For Alfred Hair, there was never a day of rest. His life was lived in fast motion and he didn’t have time for rest. Late on a Sunday night, the Lord’s Day, Alfred Hair left the steamy August heat and walked into the smoke-dimmed light of Eddie’s Place,a local hang-out on the corner of 20th Street and Avenue D in Fort Pierce, a small city on Florida’s east coast. He had just returned from Miami and stopped in to let folks know he was back in town.

They already knew, though. No one could miss Alfred’s brand new blue Lincoln Continental Mark III parked out front.

There was an energy that ran through the bar the second Alfred entered it. That was the way he was. He lit up the dingy juke joint, buying a beer for everyone, laughing and joking with his old friends. He was smart, talented, and he had money. He was so handsome that it hardly mattered to most women who saw him that he was married and had six children. A little attention from Alfred was all anyone needed.

His friend and brother-in-law Carnell (“Pete”) Smith left him that night and headed down to the drive-in movie to be with his girlfriend. After all, Pete thought, Alfred was in good hands. Livingston (“Castro”) Roberts, Alfred’s best friend who was constantly at his side, was with him, and everyone knew Castro would do anything for Alfred. A man named Julius “J. L.” Funderberk, a thirty-one-year-old migrant fruit picker who had just returned home himself, watched Castro and Alfred with disdain from across the room. Money in his own pocket didn’t make him any less jealous. Alfred was buying a beer for a girl Funderberk had thought was his.

Anger seared through him. He pulled out his pistol and hit Castro with it.

Al “Blood” Black, another of Hair’s close friends watched as Funderburk strode over to the jukebox and defiantly punched one of its buttons down. The music poured out into the bar. It was a song they had all been listening to that summer, a mirror of the rage that was smoldering around the country, but somehow, it fit the moment just right.

“War, Whoa, Lord,” the jukebox wailed. “. . . Who wants to die?”

Funderberk raised the weapon and pointed it at Alfred.

“I’ll kill all of you painters in here,” he said.

Funderberk fired. Alfred stumbled, now caught in a slow motion wave as he made his way to the back door. Another shot rang out and he slumped down on the hard asphalt of Avenue D.

The last ride Alfred made in his precious Lincoln Continental was down Avenue D at breakneck speed, his brother at the wheel, while he lay bleeding in the back seat. Pete Smith heard the sirens and saw the flashing lights of a swarming parade of police as they headed toward his part of town, toward Avenue D. Satisfying his curiosity was better than watching any picture show, he thought, so he turned to follow the cars.

It seemed like every cop in St.

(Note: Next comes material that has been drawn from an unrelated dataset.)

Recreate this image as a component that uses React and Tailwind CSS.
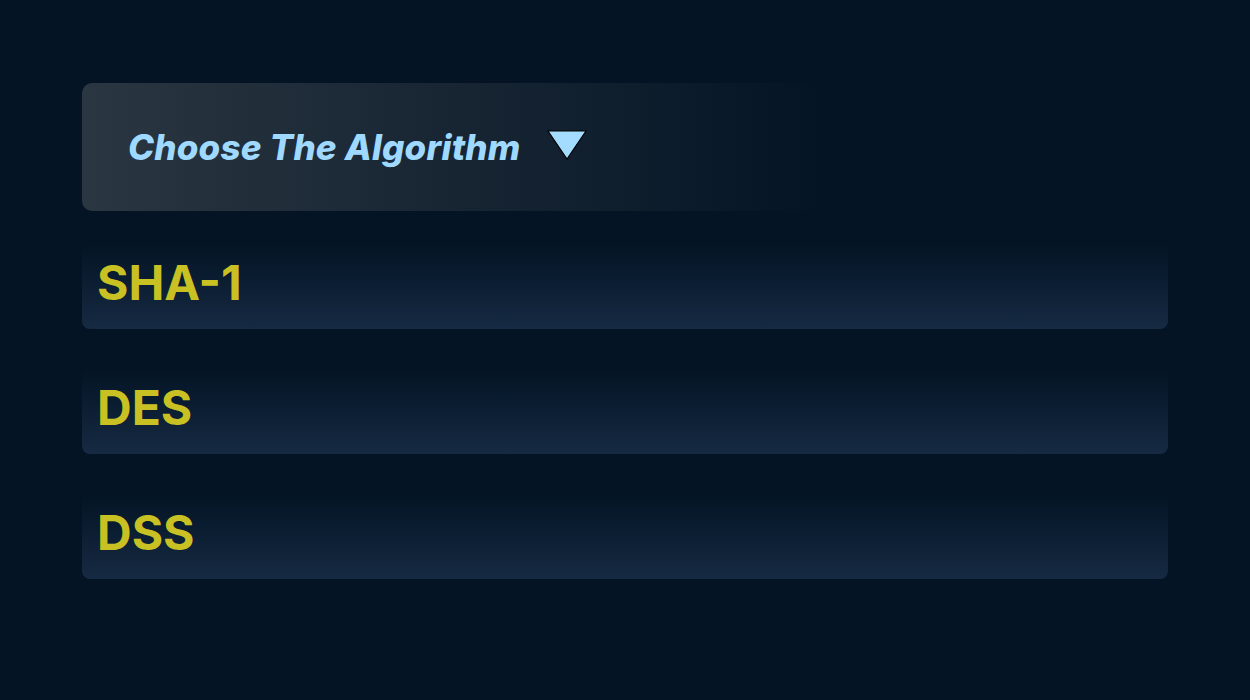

Lucie County had surrounded Eddie’s.

The patrol car lights swirled a sickening beam against the green paint of the concrete block building, the driveway now full of onlookers. The realization hit him before he could even be told. He knew it in his heart.

At 11:40 p.m., Alfred Hair was pronounced dead at Fort Pierce Memorial Hospital. The next day, the headline in the local newspaper told the story that had spread through the town overnight: “Shot Down in Fort Pierce: Well-Known Artist Alfred Hair Slain.” 

The entire community went into mourning for the twenty-nine-year-old man, who looked out from the grainy black-and-white photograph on the
front page.

One of the most astonishing—and unorthodox—art enterprises of the twentieth century came to a halt that night on August 9, 1970. It had begun with an unlikely source, a young black man, Alfred Warner Hair. Now it was all in jeopardy because of two bullets and a beer. Thousands came to his funeral, but not one among them could have predicted that decades after his death, people would still be talking about Alfred Hair and the artists he inspired known later simply as “The Highwaymen.”